_Instructions to follow_
Print them exactly: the lines from the beginning of the entries below through the line that contains "number; gray: boolean", and only those, with the pictures left out.

_Listed entries_
######
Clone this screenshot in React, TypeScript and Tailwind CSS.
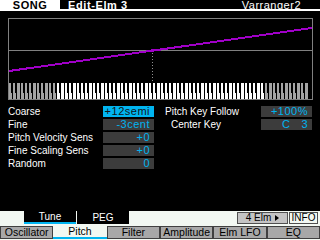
import React from 'react'

type Key = { x: number; gray: boolean }

function buildKeys() {
  const whites: Key[] = []
  const blacks: Key[] = []
  let wi = 0
  for (let n = 0; n < 128; n++) {
    const pc = n % 12
    const gray = n < 21 || n > 108
    if ([1, 3, 6, 8, 10].includes(pc)) {
      blacks.push({ x: (wi - 1) * 4 + 2, gray })
    } else {
      whites.push({ x: wi * 4, gray })
      wi++
    }
  }
  return { whites, blacks }
}

function Graph() {
  const { whites, blacks } = buildKeys()
  return (
    <div className="ml-[8px] mt-[7px] h-[82px] w-[305px] border border-[#808080]">
      <svg width="303" height="80" viewBox="0 0 303 80" shapeRendering="crispEdges">
        <line x1="0" y1="31.5" x2="303" y2="31.5" stroke="#808080" strokeWidth="1" />
        <line x1="0" y1="52" x2="303" y2="9" stroke="#a000c8" strokeWidth="2" />
        <rect x="142" y="30" width="3" height="3" fill="#a000c8" />
        <line x1="143.5" y1="34" x2="143.5" y2="64" stroke="#909090" strokeWidth="1" strokeDasharray="1 2" />
        {/* keyboard */}
        <rect x="0" y="64" width="300" height="16" fill="#000" />
        {whites.map((k, i) => (
          <rect key={'w' + i} x={k.x} y="64" width="3" height="16" fill={k.gray ? '#a4a4a4' : '#ffffff'} />
        ))}
        {blacks.map((k, i) => (
          <rect key={'b' + i} x={k.x} y="64" width="2" height="10" fill="#000" />
        ))}
      </svg>
    </div>
  )
}

function Value({ value, active }: { value: React.ReactNode; active?: boolean }) {
  return (
    <div
      className={`flex h-[11px] w-[51px] items-center justify-end overflow-visible whitespace-nowrap pr-[4px] text-[11px] leading-[11px] tracking-[0.5px] ${
        active ? 'bg-[#00b4f0] text-[#101418]' : 'bg-[#3c3c3c] text-[#00b4f0]'
      }`}
    >
      {value}
    </div>
  )
}

function Row({ label, value, active, indent }: { label: string; value: React.ReactNode; active?: boolean; indent?: boolean }) {
  return (
    <div className="flex h-[11px] items-center">
      <div className={`flex-1 text-[10px] leading-[11px] text-white ${indent ? 'pl-[6px]' : ''}`}>{label}</div>
      <Value value={value} active={active} />
    </div>
  )
}

export default function App() {
  const tabs = ['Oscillator', 'Pitch', 'Filter', 'Amplitude', 'Elm LFO', 'EQ']

  return (
    <div className="flex h-[240px] w-[320px] flex-col overflow-hidden bg-black font-['Liberation_Sans',Arial,sans-serif] text-white">
      {/* Header */}
      <div className="flex h-[11px]">
        <div className="h-[11px] w-[60px] bg-white text-center text-[11px] font-bold leading-[10px] tracking-[0.5px] text-black">SONG</div>
        <div className="flex h-[11px] flex-1 justify-between border-b-2 border-white">
          <span className="pl-[8px] text-[11px] font-bold leading-[10px] tracking-[0.6px]">Edit-Elm 3</span>
          <span className="pr-[19px] text-[11px] leading-[10px] tracking-[0.5px]">Varranger2</span>
        </div>
      </div>

      <Graph />

      {/* Parameters */}
      <div className="mt-[6px] flex gap-[11px] px-[8px]">
        <div className="flex w-[146px] flex-col gap-[2px]">
          <Row label="Coarse" value="+12semi" active />
          <Row label="Fine" value="-3cent" />
          <Row label="Pitch Velocity Sens" value="+0" />
          <Row label="Fine Scaling Sens" value="+0" />
          <Row label="Random" value="0" />
        </div>
        <div className="flex w-[147px] flex-col gap-[2px]">
          <Row label="Pitch Key Follow" value="+100%" />
          <Row
            label="Center Key"
            indent
            value={
              <span className="flex gap-[11px]">
                <span>C</span>
                <span>3</span>
              </span>
            }
          />
        </div>
      </div>

      {/* Bottom band */}
      <div className="mt-auto flex h-[29px] flex-col bg-[#f2f8f2]">
        <div className="flex h-[13px] items-stretch">
          <div className="ml-[24px] w-[52px] border-b-2 border-[#00b4f0] bg-black text-center text-[10px] leading-[11px] text-white">
            Tune
          </div>
          <div className="ml-[1px] w-[52px] bg-black text-center text-[10px] leading-[13px] text-white">PEG</div>
          <div className="ml-auto mt-[1px] flex h-[12px] w-[51px] items-center justify-center gap-[4px] border border-[#505050] bg-[#c4c4c4] text-[10px] leading-[10px] text-black">
            <span>4 Elm</span>
            <svg width="4" height="6" viewBox="0 0 4 6">
              <path d="M0 0 L4 3 L0 6 Z" fill="#000" />
            </svg>
          </div>
          <div className="ml-[1px] mr-[2px] mt-[1px] flex h-[12px] w-[29px] items-center justify-center border border-[#505050] text-[10px] leading-[10px] text-black">
            INFO
          </div>
        </div>
        <div className="mt-[2px] grid h-[13px] grid-cols-6">
          {tabs.map((t) => (
            <div
              key={t}
              className={`flex items-center justify-center whitespace-nowrap text-[10.5px] leading-[11px] text-black ${
                t === 'Pitch' ? 'border-b-2 border-[#00b4f0] bg-[#f2f8f2]' : 'border border-[#404040] bg-[#a8a8a8]'
              }`}
            >
              {t}
            </div>
          ))}
        </div>
      </div>
    </div>
  )
}
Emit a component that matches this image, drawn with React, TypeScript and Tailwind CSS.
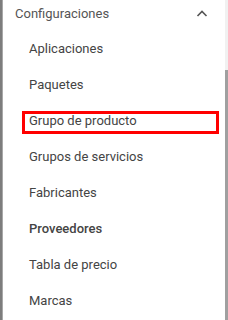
import React from "react";

const items = [
  "Aplicaciones",
  "Paquetes",
  "Grupo de producto",
  "Grupos de servicios",
  "Fabricantes",
  "Proveedores",
  "Tabla de precio",
  "Marcas",
];

export default function App() {
  return (
    <div
      className="w-[228px] h-[320px] flex bg-white overflow-hidden"
      style={{ fontFamily: "Roboto, 'Liberation Sans', sans-serif" }}
    >
      <div className="w-[3px] shrink-0 bg-[#7d7d7d] border-r border-[#a8a8a8]" />
      <div className="flex-1 flex flex-col">
        <div className="h-[30px] pt-[4px] pl-[12px] pr-[17px] flex items-start justify-between">
          <span className="text-[13px] leading-[20px] text-[#555555]">Configuraciones</span>
          <svg width="12" height="12" viewBox="0 0 12 12" className="mt-[4px]">
            <path d="M1.5 8 L6 3.5 L10.5 8" fill="none" stroke="#555" strokeWidth="1.6" />
          </svg>
        </div>
        {items.map((it) => (
          <div key={it} className="relative h-[36px] flex items-center pl-[26px] pt-[1px]">
            <span
              className={
                "text-[13px] leading-[20px] text-[#444444] " +
                (it === "Proveedores" ? "font-medium" : "")
              }
            >
              {it}
            </span>
            {it === "Grupo de producto" && (
              <div className="absolute left-[19px] top-[9px] w-[197px] h-[23px] border-[3px] border-[#ff0000]" />
            )}
          </div>
        ))}
      </div>
      <div className="w-[3px] shrink-0 bg-[#f1f1f1] flex flex-col">
        <div className="h-[70px]" />
        <div className="flex-1 bg-[#a0a0a0]" />
      </div>
    </div>
  );
}
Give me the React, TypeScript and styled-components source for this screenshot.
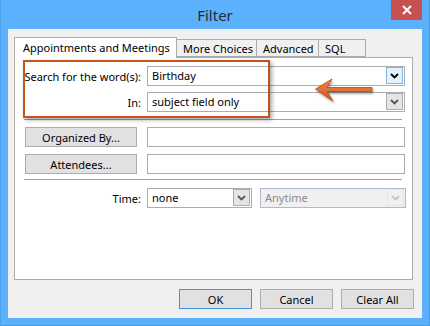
import styled, { createGlobalStyle } from 'styled-components';

const GlobalStyle = createGlobalStyle`
  html, body {
    margin: 0;
    padding: 0;
    overflow: hidden;
  }
  body {
    font-family: 'Noto Sans', 'Open Sans', sans-serif;
  }
`;

const StyledWindow = styled.div`
  width: 430px;
  height: 326px;
  display: flex;
  flex-direction: column;
  background-color: #5cb1fe;
  box-sizing: border-box;
  border-left: 1px solid #4a9ee8;
  border-right: 1px solid #4a9ee8;
  border-bottom: 1px solid #4a9ee8;
`;

const StyledTitleBar = styled.div`
  height: 29px;
  display: grid;
  grid-template-columns: 1fr auto 1fr;
  flex-shrink: 0;
`;

const StyledTitle = styled.div`
  align-self: center;
  font-size: 15px;
  color: #2b2b2b;
  line-height: 20px;
  padding-top: 1px;
`;

const StyledCloseButton = styled.div`
  justify-self: end;
  align-self: start;
  width: 31px;
  height: 20px;
  margin-right: 7px;
  background-color: #c75050;
  display: flex;
  align-items: center;
  justify-content: center;
`;

const StyledBody = styled.div`
  flex: 1;
  margin: 0 7px 7px;
  background-color: #f0f0f0;
  padding: 8px 9px 8px 6px;
  display: flex;
  flex-direction: column;
  font-size: 11px;
  color: #000000;
`;

const StyledTabs = styled.div`
  height: 20px;
  display: flex;
  align-items: flex-end;
  position: relative;
  z-index: 1;
`;

const StyledTab = styled.div<{ $width: number; $active?: boolean }>`
  width: ${(p) => p.$width}px;
  height: ${(p) => (p.$active ? 21 : 18)}px;
  box-sizing: border-box;
  border: 1px solid #acacac;
  border-bottom: ${(p) => (p.$active ? 'none' : '1px solid #acacac')};
  border-left: ${(p) => (p.$active ? '1px solid #acacac' : 'none')};
  background-color: ${(p) => (p.$active ? '#ffffff' : '#f0f0f0')};
  padding: ${(p) => (p.$active ? '2px 0 0 8px' : '1px 0 0 6px')};
  margin-bottom: ${(p) => (p.$active ? -1 : 0)}px;
  line-height: 15px;
  white-space: nowrap;
`;

const StyledPanel = styled.div`
  height: 223px;
  box-sizing: border-box;
  border: 1px solid #acacac;
  background-color: #ffffff;
  padding: 8px 7px 0 9px;
  display: flex;
  flex-direction: column;
  position: relative;
`;

const StyledFieldRow = styled.div<{ $top?: number }>`
  display: grid;
  grid-template-columns: 117px 1fr;
  column-gap: 6px;
  align-items: center;
  margin-top: ${(p) => p.$top ?? 0}px;
`;

const StyledLabel = styled.div`
  text-align: right;
  white-space: nowrap;
`;

const StyledInput = styled.div`
  height: 20px;
  box-sizing: border-box;
  border: 1px solid #abadb3;
  background-color: #ffffff;
`;

const StyledSelect = styled.div<{ $width?: number; $disabled?: boolean }>`
  width: ${(p) => (p.$width ? `${p.$width}px` : 'auto')};
  height: 20px;
  box-sizing: border-box;
  border: 1px solid ${(p) => (p.$disabled ? '#adb9cd' : '#abadb3')};
  background-color: ${(p) => (p.$disabled ? '#f0f0f0' : '#ffffff')};
  color: ${(p) => (p.$disabled ? '#8a8a8a' : '#000000')};
  display: flex;
  align-items: stretch;
  padding: 0 1px 0 4px;
  line-height: 18px;
`;

const StyledSelectText = styled.div`
  flex: 1;
`;

const StyledDropButton = styled.div<{ $state: 'hot' | 'normal' | 'disabled' }>`
  width: 17px;
  margin: 0 0 1px;
  box-sizing: border-box;
  border: 1px solid
    ${(p) => (p.$state === 'hot' ? '#7eb4ea' : p.$state === 'normal' ? '#acacac' : '#e6e6e6')};
  background-color: ${(p) =>
    p.$state === 'hot' ? '#e5f1fb' : p.$state === 'normal' ? '#e5e5e5' : '#f0f0f0'};
  color: ${(p) => (p.$state === 'hot' ? '#000000' : p.$state === 'normal' ? '#555555' : '#c4c4c4')};
  display: flex;
  align-items: center;
  justify-content: center;
`;

const StyledSeparator = styled.div<{ $top: number }>`
  height: 1px;
  background-color: #a0a0a0;
  margin: ${(p) => p.$top}px 3px 0 0;
`;

const StyledButton = styled.div<{ $width: number; $default?: boolean }>`
  width: ${(p) => p.$width}px;
  height: 20px;
  box-sizing: border-box;
  border: 1px solid ${(p) => (p.$default ? '#3c94e2' : '#adadad')};
  background-color: #e1e1e1;
  display: flex;
  align-items: center;
  justify-content: center;
  line-height: 15px;
`;

const StyledPersonButton = styled(StyledButton)`
  margin-left: 1px;
`;

const StyledTimeControls = styled.div`
  display: flex;
  gap: 8px;
`;

const StyledFooter = styled.div`
  margin-top: 9px;
  margin-right: -1px;
  display: flex;
  justify-content: flex-end;
  gap: 8px;
`;

const StyledHighlight = styled.div`
  position: absolute;
  left: 8px;
  top: 2px;
  width: 247px;
  height: 58px;
  box-sizing: border-box;
  border: 2px solid #c4541d;
  box-shadow: 2px 2px 4px rgba(0, 0, 0, 0.35);
  pointer-events: none;
`;

const StyledArrow = styled.svg`
  position: absolute;
  left: 299px;
  top: 20px;
  filter: drop-shadow(1px 2px 1px rgba(0, 0, 0, 0.35));
`;

const Chevron = () => (
  <svg width="9" height="6" viewBox="0 0 9 6">
    <path d="M1 1 L4.5 4.5 L8 1" fill="none" stroke="currentColor" strokeWidth="1.8" />
  </svg>
);

const App = () => (
  <StyledWindow>
    <GlobalStyle />
    <StyledTitleBar>
      <div />
      <StyledTitle>Filter</StyledTitle>
      <StyledCloseButton>
        <svg width="10" height="10" viewBox="0 0 10 10">
          <path d="M1 1 L9 9 M9 1 L1 9" stroke="#ffffff" strokeWidth="2" />
        </svg>
      </StyledCloseButton>
    </StyledTitleBar>
    <StyledBody>
      <StyledTabs>
        <StyledTab $width={163} $active>
          Appointments and Meetings
        </StyledTab>
        <StyledTab $width={80}>More Choices</StyledTab>
        <StyledTab $width={62}>Advanced</StyledTab>
        <StyledTab $width={47}>SQL</StyledTab>
      </StyledTabs>
      <StyledPanel>
        <StyledFieldRow>
          <StyledLabel>Search for the word(s):</StyledLabel>
          <StyledSelect>
            <StyledSelectText>Birthday</StyledSelectText>
            <StyledDropButton $state="hot">
              <Chevron />
            </StyledDropButton>
          </StyledSelect>
        </StyledFieldRow>
        <StyledFieldRow $top={6}>
          <StyledLabel>In:</StyledLabel>
          <StyledSelect>
            <StyledSelectText>subject field only</StyledSelectText>
            <StyledDropButton $state="normal">
              <Chevron />
            </StyledDropButton>
          </StyledSelect>
        </StyledFieldRow>
        <StyledSeparator $top={7} />
        <StyledFieldRow $top={7}>
          <StyledPersonButton $width={112}>Organized By...</StyledPersonButton>
          <StyledInput />
        </StyledFieldRow>
        <StyledFieldRow $top={7}>
          <StyledPersonButton $width={112}>Attendees...</StyledPersonButton>
          <StyledInput />
        </StyledFieldRow>
        <StyledSeparator $top={5} />
        <StyledFieldRow $top={8}>
          <StyledLabel>Time:</StyledLabel>
          <StyledTimeControls>
            <StyledSelect $width={105}>
              <StyledSelectText>none</StyledSelectText>
              <StyledDropButton $state="normal">
                <Chevron />
              </StyledDropButton>
            </StyledSelect>
            <StyledSelect $width={146} $disabled>
              <StyledSelectText>Anytime</StyledSelectText>
              <StyledDropButton $state="disabled">
                <Chevron />
              </StyledDropButton>
            </StyledSelect>
          </StyledTimeControls>
        </StyledFieldRow>

        <StyledHighlight />
        <StyledArrow width="62" height="26" viewBox="0 0 62 26">
          <defs>
            <linearGradient id="arrowFill" x1="0" y1="0" x2="0" y2="1">
              <stop offset="0" stopColor="#f08a4b" />
              <stop offset="1" stopColor="#d4561a" />
            </linearGradient>
          </defs>
          <path
            d="M1.5 11 L18 1 L13 9.5 L58 9.5 L58 13.5 L13 13.5 L19 23 Z"
            fill="url(#arrowFill)"
            stroke="#b9460f"
            strokeWidth="0.8"
            strokeLinejoin="round"
          />
        </StyledArrow>
      </StyledPanel>
      <StyledFooter>
        <StyledButton $width={73} $default>
          OK
        </StyledButton>
        <StyledButton $width={73}>Cancel</StyledButton>
        <StyledButton $width={73}>Clear All</StyledButton>
      </StyledFooter>
    </StyledBody>
  </StyledWindow>
);

export default App;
######
_Solution for this problem_
Clone this screenshot in React, TypeScript and Tailwind CSS.
import React from 'react'

type Key = { x: number; gray: boolean }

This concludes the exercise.